● GIVEN MATERIAL:
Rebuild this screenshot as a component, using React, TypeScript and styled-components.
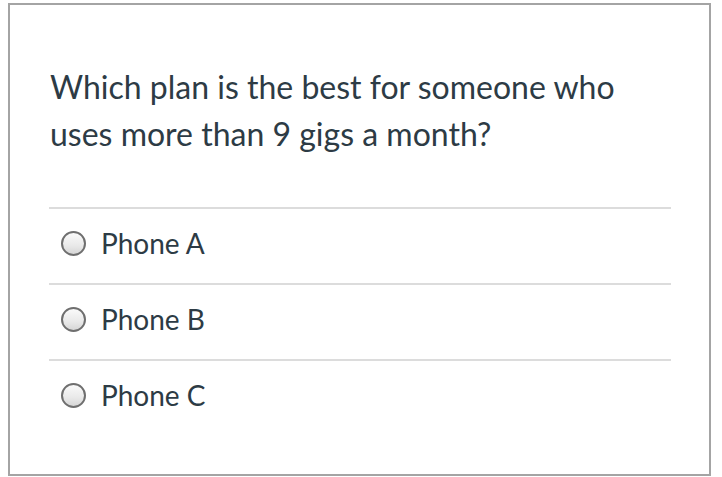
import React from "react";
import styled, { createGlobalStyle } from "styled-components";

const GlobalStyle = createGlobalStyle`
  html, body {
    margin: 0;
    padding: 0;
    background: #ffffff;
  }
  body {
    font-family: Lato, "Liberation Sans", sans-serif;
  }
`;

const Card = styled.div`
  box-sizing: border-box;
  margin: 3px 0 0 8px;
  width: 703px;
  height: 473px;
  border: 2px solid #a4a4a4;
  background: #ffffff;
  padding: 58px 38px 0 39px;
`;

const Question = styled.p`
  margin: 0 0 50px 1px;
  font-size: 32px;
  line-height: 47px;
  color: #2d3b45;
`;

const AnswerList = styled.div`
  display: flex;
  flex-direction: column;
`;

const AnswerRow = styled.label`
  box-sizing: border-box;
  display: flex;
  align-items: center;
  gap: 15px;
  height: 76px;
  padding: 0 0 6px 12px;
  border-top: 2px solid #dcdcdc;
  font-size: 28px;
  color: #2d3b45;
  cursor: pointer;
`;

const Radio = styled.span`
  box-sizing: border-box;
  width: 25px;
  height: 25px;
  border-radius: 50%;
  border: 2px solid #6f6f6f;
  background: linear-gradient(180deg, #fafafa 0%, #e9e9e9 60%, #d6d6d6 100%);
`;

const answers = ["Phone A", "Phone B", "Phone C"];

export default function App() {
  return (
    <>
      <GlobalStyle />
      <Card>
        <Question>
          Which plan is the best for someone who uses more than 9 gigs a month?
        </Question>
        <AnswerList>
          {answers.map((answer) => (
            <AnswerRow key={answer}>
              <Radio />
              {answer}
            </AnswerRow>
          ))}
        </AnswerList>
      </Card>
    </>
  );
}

● CHALLENGE:
Transcribe each line above verbatim, with the pictures left out.

● EXERCISE OUTPUT:
Rebuild this screenshot as a component, using React, TypeScript and styled-components.
import React from "react";
import styled, { createGlobalStyle } from "styled-components";

const GlobalStyle = createGlobalStyle`
  html, body {
    margin: 0;
    padding: 0;
    background: #ffffff;
  }
  body {
    font-family: Lato, "Liberation Sans", sans-serif;
  }
`;

const Card = styled.div`
  box-sizing: border-box;
  margin: 3px 0 0 8px;
  width: 703px;
  height: 473px;
  border: 2px solid #a4a4a4;
  background: #ffffff;
  padding: 58px 38px 0 39px;
`;

const Question = styled.p`
  margin: 0 0 50px 1px;
  font-size: 32px;
  line-height: 47px;
  color: #2d3b45;
`;

const AnswerList = styled.div`
  display: flex;
  flex-direction: column;
`;

const AnswerRow = styled.label`
  box-sizing: border-box;
  display: flex;
  align-items: center;
  gap: 15px;
  height: 76px;
  padding: 0 0 6px 12px;
  border-top: 2px solid #dcdcdc;
  font-size: 28px;
  color: #2d3b45;
  cursor: pointer;
`;

const Radio = styled.span`
  box-sizing: border-box;
  width: 25px;
  height: 25px;
  border-radius: 50%;
  border: 2px solid #6f6f6f;
  background: linear-gradient(180deg, #fafafa 0%, #e9e9e9 60%, #d6d6d6 100%);
`;

const answers = ["Phone A", "Phone B", "Phone C"];

export default function App() {
  return (
    <>
      <GlobalStyle />
      <Card>
        <Question>
          Which plan is the best for someone who uses more than 9 gigs a month?
        </Question>
        <AnswerList>
          {answers.map((answer) => (
            <AnswerRow key={answer}>
              <Radio />
              {answer}
            </AnswerRow>
          ))}
        </AnswerList>
      </Card>
    </>
  );
}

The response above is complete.